Huh? What assertion would that be? I have not characterized the prosecution of other crimes under the Patriot Act in any way; the two articles cited by orthogonal do not mention the word "abuse". Only you have characterized them as abuses. Again you attempt to assign some sort of straw man argument to me.
You did mention the "Bank Secrets Act", but so what? What are you driving at here? When you troll, you're "just kidding"?
Sorry, had I known I was addressing someone without a sense of humor I would have replied: "Given his commitment to law enforcement, surely John Ashcroft would not favor a provision in the Patriot Act that would serve to weaken the probability of conviction."
I am not a troll, as I have exhibited none of the behaviors associated with one in the Wikipedia. I do note, however, that two of your last twenty-four posts were flamebait...
What I'm "driving at here" is that the Financial Crimes Enforcement Network (FinCEN) existed and was being used against money launderers before there ever was a Patriot Act. So to say "the Patriot Act is going after non-terror suspects" is misleading. It would be more correct to say that "the Patriot Act uses FinCEN to obtain banking information on suspected terrorists much as it has been previously used to obtain banking information on suspected money launderers".
I've answered your specious question in all candor -
Wait, can I stop you for a minute? I've had people accuse me of having a specious argument before, but never a specious question. Your misapplication of Brobdingnagian words (e.g., malfeasance) is execrable. Please try to remember to spell-check (e.g., uncouch [sic], unnaccountable [sic], challengable [sic]).

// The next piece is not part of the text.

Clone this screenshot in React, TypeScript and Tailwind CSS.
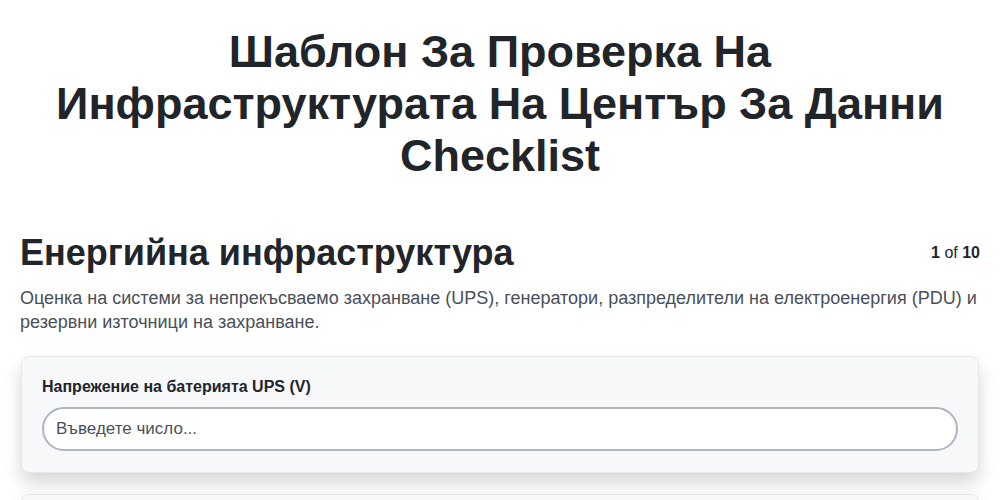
export default function App() {
  return (
    <div className="min-h-screen bg-white font-['Liberation_Sans',Arial,sans-serif] text-[#212529]">
      <div className="mx-auto max-w-[1000px] px-5">
        <h1 className="px-6 pt-[26px] text-center text-[45px] font-bold leading-[52px] text-[#212529]">
          Шаблон За Проверка На Инфраструктурата На Център За Данни Checklist
        </h1>

        <div className="mt-[49px] flex items-center justify-between">
          <h2 className="text-[36px] font-bold leading-[44px] text-[#212529]">
            Енергийна инфраструктура
          </h2>
          <span className="text-[16px] text-[#212529]">
            <b>1</b> of <b>10</b>
          </span>
        </div>
        <p className="mt-[11px] text-[18px] leading-[24px] text-[#495057]">
          Оценка на системи за непрекъсваемо захранване (UPS), генератори,
          разпределители на електроенергия (PDU) и резервни източници на
          захранване.
        </p>

        <div className="mt-[22px] flex flex-col gap-[21px] px-px">
          <div className="rounded-lg border border-[#e5e7eb] bg-[#f7f8fa] px-[20px] pb-[21px] pt-[20px] shadow-[0_10px_18px_rgba(0,0,0,0.16)]">
            <label className="block text-[16px] font-bold leading-[20px] text-[#212529]">
              Напрежение на батерията UPS (V)
            </label>
            <input
              type="text"
              placeholder="Въведете число..."
              className="mt-[10px] block h-[44px] w-full rounded-full border-2 border-[#adb5bd] bg-white px-[12px] text-[17px] text-[#212529] outline-none placeholder:text-[#495057]"
            />
          </div>
          <div className="h-[120px] rounded-lg border border-[#e5e7eb] bg-[#f7f8fa] shadow-[0_10px_18px_rgba(0,0,0,0.16)]" />
        </div>
      </div>
    </div>
  );
}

I've answered your specious question in all candor - so come clean: why are you satisfied with these criminal investigations being undermined by easily challengable Patriot Act overreaching for inadmissible evidence? Or are you so deeply perverse that you're laundering money, and can't help cackling as these keystone kops work overtime to keep you in business?
Sir or madam, in the best tradition of the Socratic Method I put a question to orthogonal, which he answered, to my gratitude and enlightenment. I read, but did not agree with the opinion expressed by the ACLU, EFF, et al in the articles that FinCEN's use constituted an invasion of privacy. I do not recognize a constitutional right to conduct financial activities in government-regulated banks with anonymity.
Yet you snipe at me with ad hominem attacks and questions irrelevant to my personal line of inquiry: the line of demarcation between the constitutional right of the people "...to be secure in their persons, houses, papers, and effects, against unreasonable searches and seizures...", privacy, if you will, and anonymity wherein one is free to commit acts in support of terrorism with impunity.
There's a saying that goes "Don't wrestle with a pig. You'll both get dirty, but the pig will enjoy it."
Good day. -
FINsec
My computer crime teacher, who worked for the feds and is in the know, told us all about FinCEN. Apparently, any financial transaction of $10,000 or over is reported to the feds and kept on record. FinCEN has the most powerful unclassified information gathering computers there are. With just the name of a person they can find out just about anything they need to by just looking at financial ties and transactions. All this new law means is that FinCEN will be working directly with the FBI and such instead of waiting for the courts to approve each and every thing. It's not best thing that can happen, but at least its not as bad as it could be. One day everything will be all fixed. One day.